Radler wollen Tempo

VERKEHR Zwischenbilanz der Radverkehrsstrategie: Nach wie vor zu viele Gehsteig-Radwege, benutzungspflichtige Radwege und Bettelampeln. ADFC erkennt aber auch Fortschritte

Zwischen 2002 und 2008 ist der Anteil des Radverkehrs von 9,5 auf 12,5 Prozent gestiegen

VON GERNOT KNÖDLER

Das Leben für Hamburgs RadfahrerInnen wird leichter – aber langsam. Zwar hat der Senat seit drei Jahren eine Radverkehrsstrategie und seit zwei Jahren eine grüne Stadtentwicklungssenatorin – aus Sicht des Allgemeinen Deutschen Fahrrad-Clubs (ADFC) hat sich jedoch zu wenig getan. „Für die Alltagsradler sind Fortschritte bislang nicht bemerkbar“, findet der Club. Senatorin Anja Hajduk müsse ihre Aktivitäten beschleunigen.

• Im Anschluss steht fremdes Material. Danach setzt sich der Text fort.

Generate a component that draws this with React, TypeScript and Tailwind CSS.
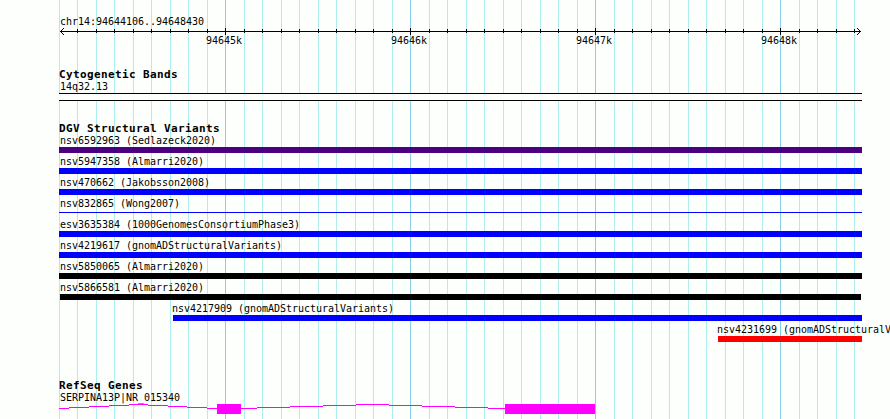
type Variant = {
  id: string;
  study: string;
  start: number;
  end: number;
  bar: string;
};

// start / end are pixels from the left edge of the browser panel
const variants: Variant[] = [
  { id: 'nsv6592963', study: 'Sedlazeck2020', start: 0, end: 803, bar: 'h-1.5 bg-[#4b0082]' },
  { id: 'nsv5947358', study: 'Almarri2020', start: 0, end: 803, bar: 'h-1.5 bg-[#0000ff]' },
  { id: 'nsv470662', study: 'Jakobsson2008', start: 0, end: 803, bar: 'h-1.5 bg-[#0000ff]' },
  { id: 'nsv832865', study: 'Wong2007', start: 0, end: 803, bar: 'h-px mt-0.5 bg-[#0000ff]' },
  { id: 'esv3635384', study: '1000GenomesConsortiumPhase3', start: 0, end: 803, bar: 'h-1.5 bg-[#0000ff]' },
  { id: 'nsv4219617', study: 'gnomADStructuralVariants', start: 0, end: 803, bar: 'h-1.5 bg-[#0000ff]' },
  { id: 'nsv5850065', study: 'Almarri2020', start: 0, end: 803, bar: 'h-1.5 bg-black' },
  { id: 'nsv5866581', study: 'Almarri2020', start: 1, end: 802, bar: 'h-1.5 bg-black' },
  { id: 'nsv4217909', study: 'gnomADStructuralVariants', start: 114, end: 803, bar: 'h-1.5 bg-[#0000ff]' },
  { id: 'nsv4231699', study: 'gnomADStructuralVariants', start: 659, end: 803, bar: 'h-1.5 bg-[#ff0000]' },
];

// one line every 100 bases, every tenth is a full kilobase
const gridLines = Array.from({ length: 44 }, (_, i) => ({
  x: Math.floor(i * 18.5),
  major: i % 10 === 9,
}));

const kilobases = ['94645k', '94646k', '94647k', '94648k'];

// [from, to, y] pieces of the intron line
const introns = [
  [0, 10, 4], [10, 30, 3], [30, 50, 2], [50, 70, 1], [70, 89, 0],
  [89, 109, 1], [109, 128, 2], [128, 148, 3], [148, 158, 4],
  [182, 198, 4], [198, 231, 3], [231, 264, 2], [264, 297, 1], [297, 330, 0],
  [330, 363, 1], [363, 396, 2], [396, 429, 3], [429, 446, 4],
];

function Grid() {
  return (
    <svg className="absolute inset-0" width="890" height="419" shapeRendering="crispEdges">
      {gridLines.map(({ x, major }) => (
        <rect key={x} x={x + 59} y={0} width={1} height={419} fill={major ? '#87ceeb' : '#afeeee'} />
      ))}
    </svg>
  );
}

function Ruler() {
  return (
    <svg className="block" width="803" height="7" shapeRendering="crispEdges">
      <rect x={1} y={3} width={801} height={1} />
      {gridLines.slice(1).map(({ x, major }) => (
        <rect key={x} x={x} y={major ? 0 : 1} width={1} height={major ? 7 : 4} />
      ))}
      <path d="M2 2h1v1h-1zM3 1h1v1h-1zM4 0h1v1h-1zM2 4h1v1h-1zM3 5h1v1h-1zM4 6h1v1h-1z" />
      <path d="M800 2h1v1h-1zM799 1h1v1h-1zM798 0h1v1h-1zM800 4h1v1h-1zM799 5h1v1h-1zM798 6h1v1h-1z" />
    </svg>
  );
}

function TrackTitle({ children }: { children: string }) {
  return (
    <h2 className="h-[13px] pt-px whitespace-pre text-[11px] leading-3 font-bold tracking-[0.378px]">{children}</h2>
  );
}

export default function App() {
  return (
    <div className="relative h-[419px] w-[890px] overflow-hidden bg-[#fdfffc] font-['DejaVu_Sans_Mono',monospace] text-[10px] leading-3 tracking-[-0.02px] text-black">
      <Grid />

      <main className="relative flex flex-col pl-[59px]">
        <section className="pt-4">
          <div className="h-3 pl-px">chr14:94644106..94648430</div>
          <Ruler />
          <div className="flex gap-[149px] pl-[147px]">
            {kilobases.map((label) => (
              <span key={label} className="w-9 whitespace-nowrap">{label}</span>
            ))}
          </div>
        </section>

        <section className="pt-[21px]">
          <TrackTitle>Cytogenetic Bands</TrackTitle>
          <div className="h-3 pl-px">14q32.13</div>
          <div className="h-2 w-[803px] border-y border-black bg-[#fdfffc]" />
        </section>

        <section className="pt-[21px]">
          <TrackTitle>DGV Structural Variants</TrackTitle>
          {variants.map(({ id, study, start, end, bar }) => (
            <div key={id} className="flex h-[21px] flex-col" style={{ paddingLeft: start }}>
              <div className={`h-3 whitespace-nowrap ${start === 0 ? 'pl-px' : start > 1 ? '-ml-px' : ''}`}>
                {id} ({study})
              </div>
              <div className={bar} style={{ width: end - start }} />
            </div>
          ))}
        </section>

        <section className="pt-[34px]">
          <TrackTitle>RefSeq Genes</TrackTitle>
          <div className="h-3 pl-px">SERPINA13P|NR_015340</div>
          <svg className="block" width="803" height="10" fill="#ff00ff" shapeRendering="crispEdges">
            {introns.map(([from, to, y]) => (
              <rect key={from} x={from} y={y} width={to - from} height={1} />
            ))}
            <rect x={158} y={0} width={24} height={10} />
            <rect x={446} y={0} width={90} height={10} />
          </svg>
        </section>
      </main>
    </div>
  );
}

Ziel der noch unter CDU-Alleinregierung beschlossenen Strategie ist es, den Radverkehrsanteil an allen Wegen bis 2015 auf 18 Prozent zu verdoppeln. Ebenfalls bis 2015 soll das Hauptroutennetz ausgebaut werden. Radler sollen sicherer und in einem freundlicheren Klima ans Ziel kommen. Pro Jahr sollen dafür im Schnitt 4,8 Millionen Euro ausgegeben werden.

Die Radverkehrsstrategie ist überdies Teil der Bemühungen, dem Titel „Umwelthauptstadt Europas 2011“ gerecht zu werden. Er wurde Hamburg im vergangenen Jahr von der EU- Kommission verliehen. Der Verkehr gehörte unter den bewerteten Kategorien zu denen mit dem größten Handlungsbedarf.

Hajduks Sprecherin bezeichnet den Wunsch des ADFC, mehr Tempo zu machen, als völlig legitim: „Auch seitens der Behörde ist eine Forcierung erwünscht.“ Es gebe bereits erste Erfolge: Zwischen 2002 und 2008 sei der Radverkehrsanteil von 9,5 auf 12,5 Prozent gestiegen.

Den ADFC ärgert, dass die Behörde nach wie vor Gehsteig-Radwege saniert, statt konsequent auf Radfahrstreifen auf der Fahrbahn zu setzen. Auf Radfahrstreifen kommen Radler schneller voran und werden besser gesehen.

Zurzeit werde bei 150 Straßen geprüft, ob sie für Radfahrstreifen geeignet seien, teilt die Behörde mit. Am Hammer Steindamm sei gerade ein Radfahrstreifen angelegt worden; vier weitere seien in Planung. „Es wird aber immer Situationen geben, in denen baulich abgesetzte Radwege die bessere Lösung sind“, findet die Behörde.

Die Radlerlobby kritisiert auch, dass an vielen Straßen die Radwege benutzt werden müssen, obwohl das vom Verkehrsaufkommen her nicht geboten wäre. Die Benutzungspflicht ist in solchen Fallen rechtswidrig, wie der ADFC mit Musterklagen in Hamburg gezeigt hat.

Die ADFC-Kritik an „Bettelampeln“, die erst auf Anforderung grün werden, relativiert die Behörde: Sie stellten Fußgänger und Radler nicht unbedingt schlechter, schließlich müssten auch die Autofahrer durch Überfahren einer Kontaktschleife grün „anfordern“. Gleichwohl sollten Bettelampeln künftig restriktiver eingesetzt werden.

Der ADFC erkennt auch an, dass es Verbesserungen gab: Dazu gehören das Fahrradleihsystem, das gut angenommen wird, 1.000 neue Abstellbügel und zusätzliches Personal in der Behörde.

Aus Alltagsradlersicht positiv zu vermerken ist, dass der Senat Sanierungsarbeiten nutzt, um Radwege auf den Stand der Technik zu bringen. Seit einigen Jahren werden die neuen Wege glatt gepflastert und seit kurzem wird der Radverkehr an umgebauten Kreuzungen bequemer geführt, wie etwa am Johannes-Brahms-Platz zu sehen ist.